**Stated exercise:** Look through the lines below and extract any with the word "React".

::::::

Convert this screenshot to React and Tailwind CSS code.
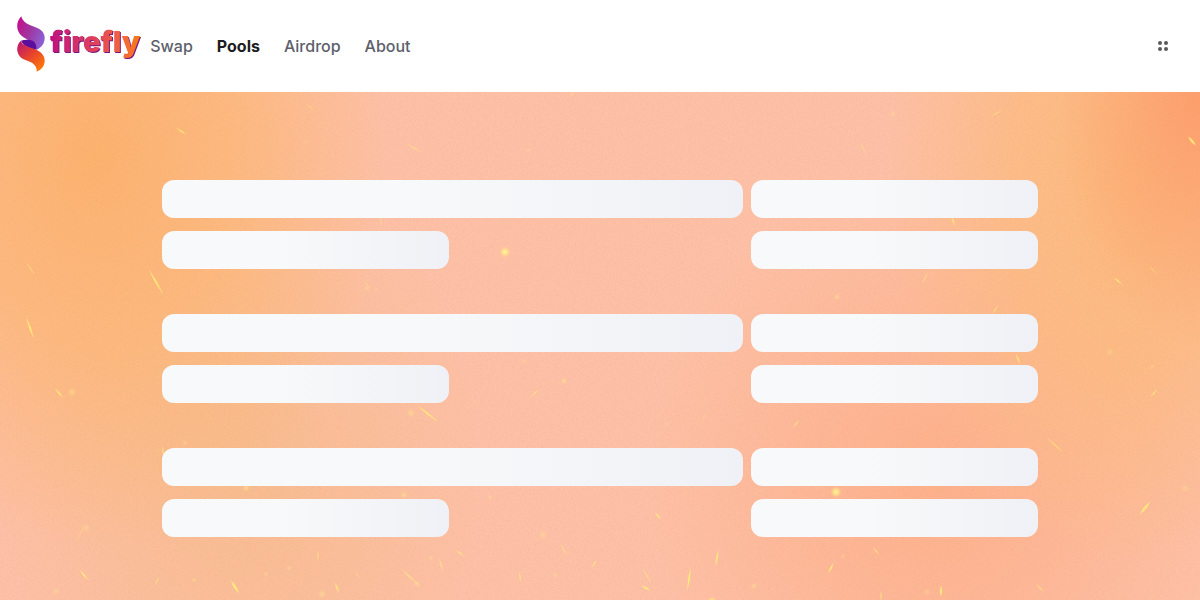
import React from 'react';

const NAV_LINKS = [
    { label: 'Swap', href: '#swap' },
    { label: 'Pools', href: '#pools', active: true },
    { label: 'Airdrop', href: '#airdrop' },
    { label: 'About', href: '#about' },
];

// [x, y, length, thickness, angle, opacity]
const SPARKS = [
    [181, 39, 10, 3, 35, 0.7],
    [310, 15, 9, 2, 40, 0.35],
    [414, 56, 15, 2, 30, 0.55],
    [381, 129, 9, 2, 85, 0.4],
    [863, 56, 12, 2, 62, 0.4],
    [997, 21, 11, 2, -28, 0.5],
    [1192, 49, 10, 4, 50, 0.9],
    [953, 129, 8, 3, 70, 0.8],
    [925, 186, 12, 2, -65, 0.5],
    [995, 218, 9, 2, -60, 0.6],
    [1118, 189, 9, 3, 40, 0.8],
    [1153, 178, 8, 2, 45, 0.4],
    [156, 190, 26, 3, 60, 0.9],
    [31, 177, 13, 2, 55, 0.5],
    [30, 236, 19, 3, 70, 0.95],
    [367, 192, 10, 2, 55, 0.35],
    [59, 301, 10, 3, 50, 0.85],
    [163, 359, 8, 2, 85, 0.7],
    [428, 322, 24, 3, 38, 0.9],
    [535, 301, 9, 2, -45, 0.65],
    [704, 325, 8, 1, -70, 0.4],
    [796, 332, 9, 2, -50, 0.65],
    [1018, 267, 9, 3, 70, 0.8],
    [1154, 301, 9, 2, -45, 0.8],
    [1055, 353, 20, 2, 42, 0.55],
    [1145, 416, 14, 4, -52, 0.9],
    [1152, 275, 6, 2, -45, 0.4],
    [80, 442, 16, 2, -65, 0.3],
    [84, 483, 11, 3, 50, 0.9],
    [157, 489, 7, 2, -60, 0.65],
    [235, 495, 13, 4, 58, 0.95],
    [318, 464, 8, 2, 90, 0.5],
    [337, 496, 9, 3, 70, 0.9],
    [357, 482, 10, 2, 55, 0.35],
    [441, 473, 11, 3, 75, 0.6],
    [410, 485, 20, 3, 42, 0.6],
    [460, 461, 9, 3, 35, 0.65],
    [520, 485, 9, 2, 80, 0.8],
    [564, 458, 13, 3, 55, 0.4],
    [594, 472, 7, 2, -60, 0.75],
    [658, 424, 7, 3, 50, 0.9],
    [689, 487, 21, 3, -82, 1],
    [717, 466, 15, 3, -80, 0.95],
    [647, 484, 15, 2, 58, 0.55],
    [646, 496, 9, 3, 30, 1],
    [876, 459, 9, 2, 45, 0.7],
    [831, 476, 10, 3, -65, 0.95],
    [941, 499, 9, 4, 90, 0.95],
    [881, 504, 7, 2, 90, 0.7],
    [1040, 496, 9, 2, 45, 0.8],
    [712, 507, 6, 3, 0, 0.7],
];

// [x, y, radius, opacity]
const GLOWS = [
    [505, 160, 6, 1],
    [836, 400, 6, 1],
    [837, 205, 4, 0.4],
    [893, 22, 4, 0.25],
    [528, 58, 3, 0.25],
    [306, 50, 3, 0.2],
    [367, 196, 4, 0.25],
    [376, 198, 3, 0.2],
    [72, 300, 5, 0.35],
    [564, 289, 4, 0.4],
    [411, 321, 5, 0.35],
    [667, 332, 3, 0.2],
    [524, 269, 3, 0.25],
    [185, 351, 3, 0.3],
    [246, 396, 4, 0.5],
    [404, 403, 4, 0.4],
    [490, 405, 3, 0.35],
    [543, 443, 5, 0.3],
    [1110, 260, 5, 0.25],
    [1185, 396, 5, 0.25],
    [86, 436, 5, 0.25],
    [56, 499, 5, 0.25],
    [289, 476, 3, 0.35],
    [266, 482, 3, 0.3],
    [194, 488, 3, 0.3],
    [322, 502, 5, 0.35],
    [431, 466, 3, 0.3],
    [417, 492, 4, 0.35],
    [555, 483, 3, 0.3],
    [754, 494, 4, 0.35],
    [927, 500, 4, 0.25],
    [843, 464, 3, 0.25],
    [572, 2, 3, 0.3],
];

function LogoMark() {
    return (
        <svg viewBox="0 0 84 168" className="h-14 w-7 shrink-0" aria-hidden="true">
            <defs>
                <linearGradient id="wing-top" x1="0" y1="0.2" x2="1" y2="0.7">
                    <stop offset="0" stopColor="#c4108a" />
                    <stop offset="0.45" stopColor="#a0359f" />
                    <stop offset="1" stopColor="#8b62d6" />
                </linearGradient>
                <linearGradient id="wing-bottom" x1="0" y1="0" x2="0.8" y2="1">
                    <stop offset="0" stopColor="#b3127c" />
                    <stop offset="0.5" stopColor="#e5402f" />
                    <stop offset="1" stopColor="#ff7a0a" />
                </linearGradient>
            </defs>
            <path d="M13 1C17 17 29 25 52 32C74 39 84 52 83 68C82 82 74 95 58 101C56 88 50 80 40 75C26 68 12 62 5 48C-4 30 2 11 13 1Z" fill="url(#wing-top)" />
            <path d="M12 74C24 70 40 71 48 75C56 80 59 90 58 101C40 97 20 92 12 74Z" fill="#5b0f9c" />
            <path d="M12 74C14 86 32 92 50 98C74 106 84 120 83 136C82 150 74 162 59 167C60 156 56 148 46 141C32 132 14 132 5 116C-4 100 2 82 12 74Z" fill="url(#wing-bottom)" />
        </svg>
    );
}

function Logo() {
    return (
        <a href="#home" className="flex items-center gap-[5px] pb-1 pl-[17px]" aria-label="firefly home">
            <LogoMark />
            <span className="bg-linear-to-r from-[#c00a7e] via-[#e0405a] to-[#fb7a08] bg-clip-text pb-1 text-[29px] leading-9 font-black text-transparent drop-shadow-[1px_1px_0_#7a1580]">
                firefly
            </span>
        </a>
    );
}

function Header() {
    return (
        <header className="flex h-[92px] items-center bg-white pr-8">
            <Logo />
            <nav className="ml-[10px] flex items-center gap-6">
                {NAV_LINKS.map((link) => (
                    <a
                        key={link.label}
                        href={link.href}
                        className={link.active ? 'font-bold text-[#1c1c1e]' : 'font-medium text-[#5d606b]'}
                    >
                        {link.label}
                    </a>
                ))}
            </nav>
            <button type="button" aria-label="Open menu" className="ml-auto">
                <svg viewBox="0 0 10 10" className="size-[10px]" fill="#5a5a5e">
                    <circle cx="2" cy="2" r="2" />
                    <circle cx="8" cy="2" r="2" />
                    <circle cx="2" cy="8" r="2" />
                    <circle cx="8" cy="8" r="2" />
                </svg>
            </button>
        </header>
    );
}

function Embers() {
    return (
        <svg
            viewBox="0 0 1200 508"
            preserveAspectRatio="xMidYMid slice"
            className="absolute inset-0 h-full w-full"
            aria-hidden="true"
        >
            <defs>
                <radialGradient id="glow">
                    <stop offset="0" stopColor="#fff59a" />
                    <stop offset="0.4" stopColor="#ffe98a" stopOpacity="0.8" />
                    <stop offset="1" stopColor="#ffd080" stopOpacity="0" />
                </radialGradient>
                <filter id="grain" x="0" y="0" width="100%" height="100%">
                    <feTurbulence type="fractalNoise" baseFrequency="0.6" numOctaves="2" seed="4" />
                    <feColorMatrix values="0 0 0 0 0.6  0 0 0 0 0.35  0 0 0 0 0.2  1.5 0 0 0 -0.6" />
                </filter>
            </defs>
            <rect width="1200" height="508" filter="url(#grain)" opacity="0.2" />
            {SPARKS.map(([x, y, length, thickness, angle, opacity]) => (
                <path
                    key={`${x}-${y}`}
                    d={`M${-length / 2} 0Q0 ${-thickness / 2} ${length / 2} 0Q0 ${thickness / 2} ${-length / 2} 0Z`}
                    transform={`translate(${x} ${y}) rotate(${angle})`}
                    fill="#fff176"
                    stroke="#ffe680"
                    strokeOpacity="0.5"
                    opacity={opacity}
                />
            ))}
            {GLOWS.map(([x, y, r, opacity]) => (
                <circle key={`${x}-${y}`} cx={x} cy={y} r={r} fill="url(#glow)" opacity={opacity} />
            ))}
        </svg>
    );
}

function Bar({ className = '' }) {
    return (
        <div className={`h-[38px] rounded-xl bg-linear-to-r from-[#f7f9fa] from-40% to-[#eff1f6] ${className}`} />
    );
}

function PoolSkeleton() {
    return (
        <div className="grid grid-cols-3 gap-x-2 gap-y-[13px]">
            <Bar className="col-span-2" />
            <Bar />
            <Bar />
            <Bar className="col-start-3" />
        </div>
    );
}

export default function App() {
    return (
        <div className="flex min-h-screen flex-col font-['Inter','Liberation_Sans',sans-serif] text-base">
            <Header />
            <main className="relative flex-1 overflow-hidden bg-[#fec0a6] bg-[radial-gradient(ellipse_12%_50%_at_100%_0%,#fe9e6c_0%,#fe9e6c00_100%),radial-gradient(ellipse_20%_75%_at_94%_18%,#fdba7c_0%,#fdba7cb0_50%,#fdba7c00_100%),radial-gradient(ellipse_24%_78%_at_8%_12%,#fdb26e_0%,#fdb670b0_50%,#fdb87800_100%),radial-gradient(ellipse_20%_60%_at_20%_74%,#f8bc8e_0%,#f8bc8e00_100%),radial-gradient(ellipse_24%_60%_at_78%_76%,#feb08a_0%,#feb08a00_100%)]">
                <Embers />
                <div className="relative mx-auto flex max-w-[900px] flex-col gap-[45px] px-3 pt-22 pb-15" aria-busy="true">
                    <PoolSkeleton />
                    <PoolSkeleton />
                    <PoolSkeleton />
                </div>
            </main>
        </div>
    );
}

::::::

**Written solution:**
Convert this screenshot to React and Tailwind CSS code.
import React from 'react';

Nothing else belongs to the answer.